A reporter asked how government can provide money to the industry to help them disaster proof the oil and gas industry.
“We don’t need subsidies,” Gunnulfsen responded.
Jackie Malatesta is the Manager of Operations and Engineering Services for the American Gas Association.
Malatesta said that as many as 72 million customers depend on the gas industry.
Malesta said that AGA members, “Are reviewing our emergency plans” and are “Preparing local command centers if they are needed and are doing emergency drills,” in preparation for the 2021 hurricane season.
Malesta said that most of the members, “Have signed a mutual aid agreement with over 100 companies participating.”
“The flooding aspect with hurricanes,” is the main concern that the gas pipeline companies are concerned with Malesta explained. “Because pipelines are underground mutual aid is rarely needed.”
Sherri Stone is the Vice President of the Energy Marketers of America (EMA).
“98 percent of our members are independently owned small businesses,” Stone said.
Stone said that a supply chain interruption is the biggest concern of the energy marketers.
Stone said that the industry’s planning to avoid a weather-related supply chain disruption is being exacerbated by the ”nationwide truck driver shortage.”
“Gas stations need electricity and for roads to be clear,” Stone said.
Stone said that panic buying up of all the available fuel by the public is probably the biggest issue that the gas station industry has to deal with in a severe weather-related event.
“Panic buying is not necessary,” Stone said of hurricane season as well as the recent cyber attack on the Colonial Pipeline. “It is a very short-term situation. Weeks of supply interruption is not going to happen.”
“It would be better if governors did not issue state of emergencies,” Stone said in response to a question from reporters about governor’s states of emergencies leading to panic buying of fuel then leading to gas stations running out of fuel to sell.
Mike Istre is the interim director of security, reliability, and resilience for the Interstate Natural Gas Association of America.
“Any disruption in natural gas delivery is rare, brief, and controlled,” Istre assured. “The industry has extensive networks of natural gas pipelines with parallel lines and geographic diversity. Our safety system are less reliant on electric power systems.”
Istre said that the network of pipeline operators is installing backup systems in both minor facilities like valve stations with generators as well as solar and wind power so that the pipelines can continue operating even in a widespread natural disaster event.
If members of the public would always make sure that their gas tanks are at least three-quarters full during hurricane season then consumers would have no reason to panic in case a hurricane (or other unexpected events) causes a temporary supply chain interruption. Owners of electric vehicles should make sure that their electric car is fully charged ahead of an oncoming hurricane or tropical storm.
Be sure to charge laptops and cell phones in advance of any approaching storm or severe weather event.

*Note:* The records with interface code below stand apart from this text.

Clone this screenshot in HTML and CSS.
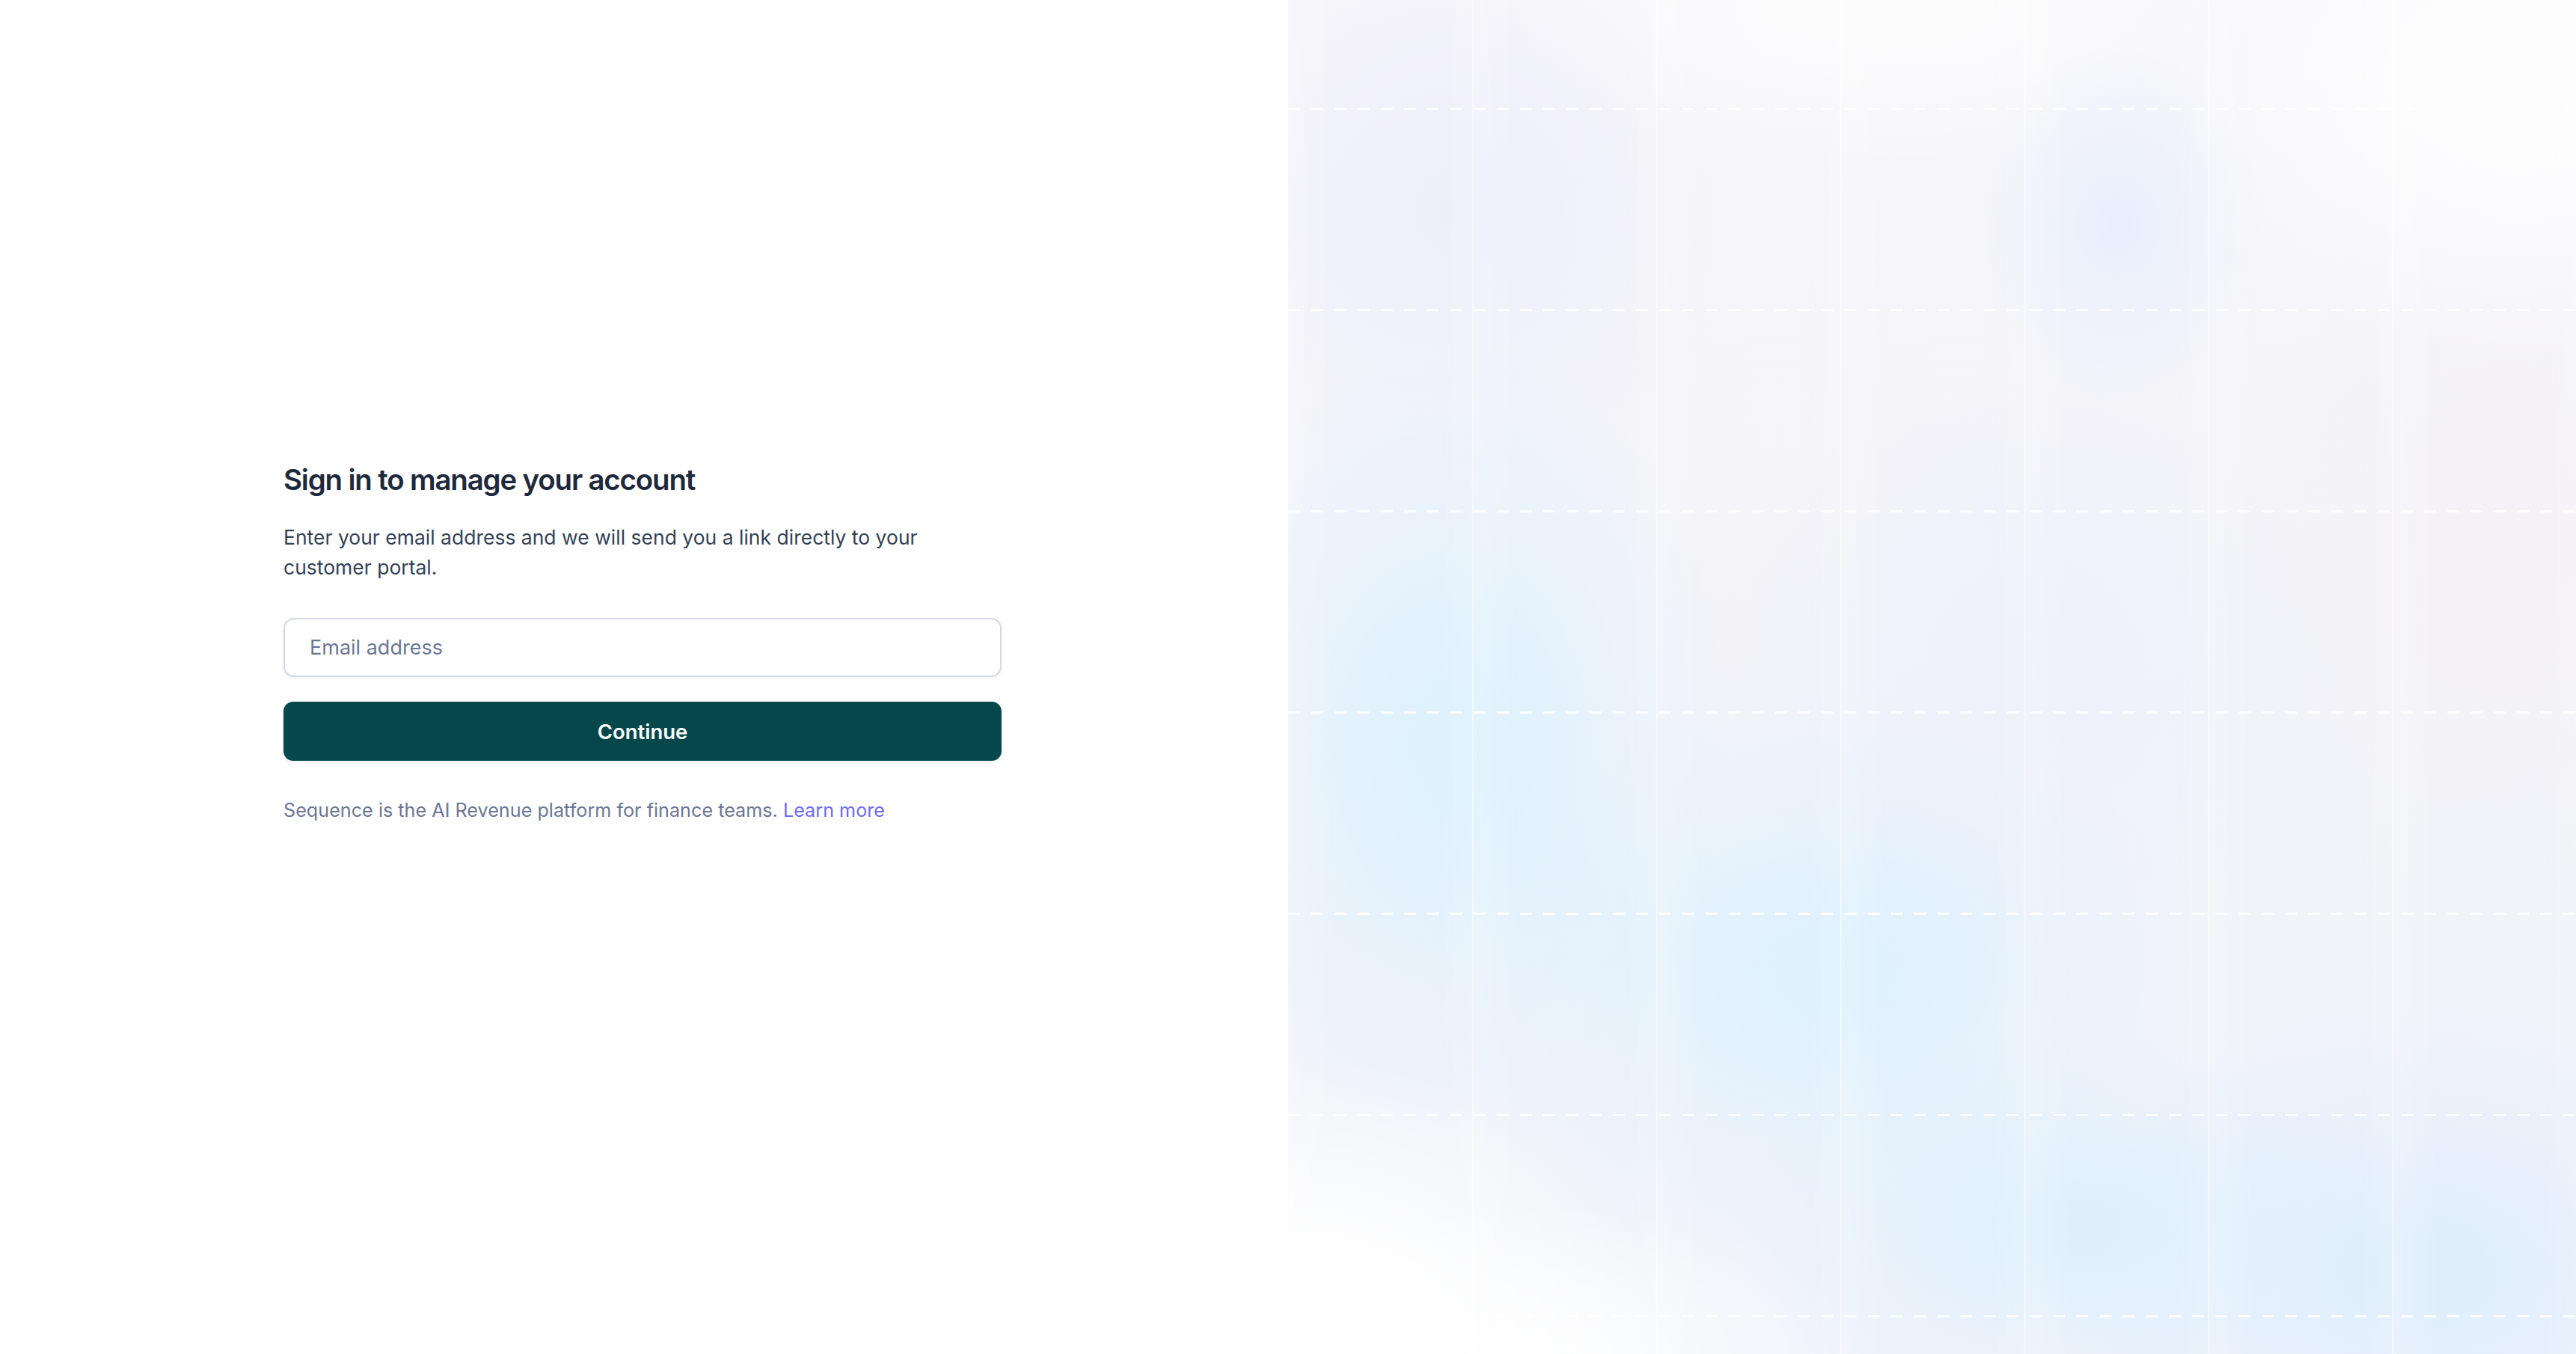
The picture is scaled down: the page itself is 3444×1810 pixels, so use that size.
FILE: index.html
```html
<!DOCTYPE html>
<html lang="en">
<head>
<meta charset="utf-8">
<title>Sign in</title>
<link rel="stylesheet" href="styles.css">
</head>
<body>
<main class="page">
  <section class="left">
    <form class="signin">
      <h1 class="title">Sign in to manage your account</h1>
      <p class="lead">Enter your email address and we will send you a link directly to your customer portal.</p>
      <input class="email" type="email" placeholder="Email address">
      <button class="continue" type="button">Continue</button>
      <p class="note">Sequence is the AI Revenue platform for finance teams. <a class="learn" href="#">Learn more</a></p>
    </form>
  </section>
  <aside class="right">
    <div class="cols">
      <span></span><span></span><span></span><span></span><span></span><span></span><span></span>
    </div>
    <div class="lines">
      <i></i><i></i><i></i><i></i><i></i><i></i><i></i>
    </div>
  </aside>
</main>
</body>
</html>
```

FILE: styles.css
```css
* { box-sizing: border-box; }
html, body { margin: 0; padding: 0; }
body {
  font-family: Inter, "Noto Sans", "Liberation Sans", sans-serif;
  background: #ffffff;
  color: #1e293b;
}
.page {
  display: grid;
  grid-template-columns: 1722px 1fr;
  width: 3444px;
  height: 1810px;
  overflow: hidden;
}
.left {
  display: flex;
  align-items: center;
  justify-content: center;
  padding-bottom: 91px;
  padding-right: 4px;
}
.signin {
  width: 960px;
  display: flex;
  flex-direction: column;
}
.title {
  margin: 0;
  font-size: 38.5px;
  line-height: 50px;
  font-weight: 600;
  letter-spacing: -1.2px;
  color: #1e293b;
}
.lead {
  margin: 32px 0 0;
  font-size: 26.5px;
  line-height: 40px;
  color: #334155;
  max-width: 900px;
}
.email {
  margin-top: 48px;
  height: 79px;
  width: 100%;
  border: 2px solid #d5d9e6;
  border-radius: 14px;
  padding: 0 33px;
  font-family: inherit;
  font-size: 27px;
  color: #1e293b;
  background: #fff;
  box-shadow: 0 2px 4px rgba(15, 23, 42, 0.06);
  outline: none;
}
.email::placeholder { color: #6b7793; }
.continue {
  margin-top: 33px;
  height: 79px;
  width: 100%;
  border: 0;
  border-radius: 13px;
  background: #05474b;
  color: #ffffff;
  font-family: inherit;
  font-size: 27.5px;
  font-weight: 600;
  box-shadow: 0 2px 4px rgba(15, 23, 42, 0.08);
}
.note {
  margin: 46px 0 0;
  font-size: 25.2px;
  line-height: 40px;
  color: #6b7794;
}
.learn { color: #6d6af4; text-decoration: none; }

.right {
  position: relative;
  background:
    radial-gradient(ellipse 520px 400px at 0px 1810px, #ffffff 35%, rgba(255,255,255,0) 100%),
    radial-gradient(ellipse 420px 200px at 350px 1810px, rgba(255,255,255,0.8) 10%, rgba(255,255,255,0) 100%),
    radial-gradient(ellipse 480px 700px at 220px 1000px, rgba(222,241,253,1) 10%, rgba(222,241,253,0) 78%),
    radial-gradient(ellipse 640px 480px at 720px 1300px, rgba(222,241,253,1) 10%, rgba(222,241,253,0) 78%),
    radial-gradient(ellipse 600px 340px at 1050px 1640px, rgba(223,240,252,1) 10%, rgba(223,240,252,0) 78%),
    radial-gradient(ellipse 640px 460px at 1520px 1700px, rgba(224,238,252,1) 10%, rgba(224,238,252,0) 78%),
    radial-gradient(ellipse 260px 320px at 1110px 300px, rgba(230,238,252,0.95), rgba(230,238,252,0) 75%),
    radial-gradient(ellipse 520px 380px at 1650px 100px, #fdfdfe 25%, rgba(253,253,254,0) 100%),
    radial-gradient(ellipse 520px 220px at 800px 0px, rgba(252,252,253,1) 20%, rgba(252,252,253,0) 100%),
    radial-gradient(ellipse 480px 480px at 220px 280px, rgba(238,238,250,1), rgba(238,238,250,0) 80%),
    radial-gradient(ellipse 420px 520px at 1620px 700px, rgba(245,242,247,1), rgba(245,242,247,0) 80%),
    radial-gradient(ellipse 520px 520px at 1000px 900px, rgba(238,240,250,0.95), rgba(238,240,250,0) 80%),
    linear-gradient(180deg, #f7f6fa 0%, #f4f4f9 40%, #f2f3f9 70%, #f0f3fa 100%);
}
.cols {
  position: absolute;
  inset: 0;
  display: grid;
  grid-template-columns: repeat(7, 1fr);
}
.cols span {
  border-left: 2px solid rgba(255, 255, 255, 0.5);
  background: linear-gradient(90deg, rgba(255,255,255,0.18), rgba(255,255,255,0) 25%, rgba(255,255,255,0) 80%, rgba(255,255,255,0.08));
}
.cols span:first-child { border-left-color: rgba(255,255,255,0.2); }
.lines {
  position: absolute;
  inset: 0;
  display: flex;
  flex-direction: column;
  gap: 266px;
  padding-top: 144px;
}
.lines i {
  display: block;
  height: 3px;
  background: repeating-linear-gradient(90deg, rgba(255,255,255,0.9) 0 16px, rgba(255,255,255,0) 16px 31px);
}
```
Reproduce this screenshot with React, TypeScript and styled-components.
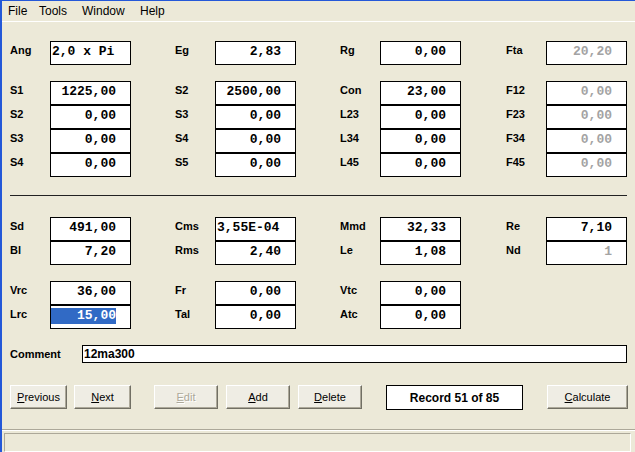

Persons in areas where there is a strong potential of hurricane impact should have their evacuation plan ready with all members of their household conversant and up to date on their plan. Family members in other areas should know where you will be in case you have to evacuate. Please tell them that you are evacuating and keep them informed so that first responders don’t have to deal with calls from frantic relatives calling about missing family members.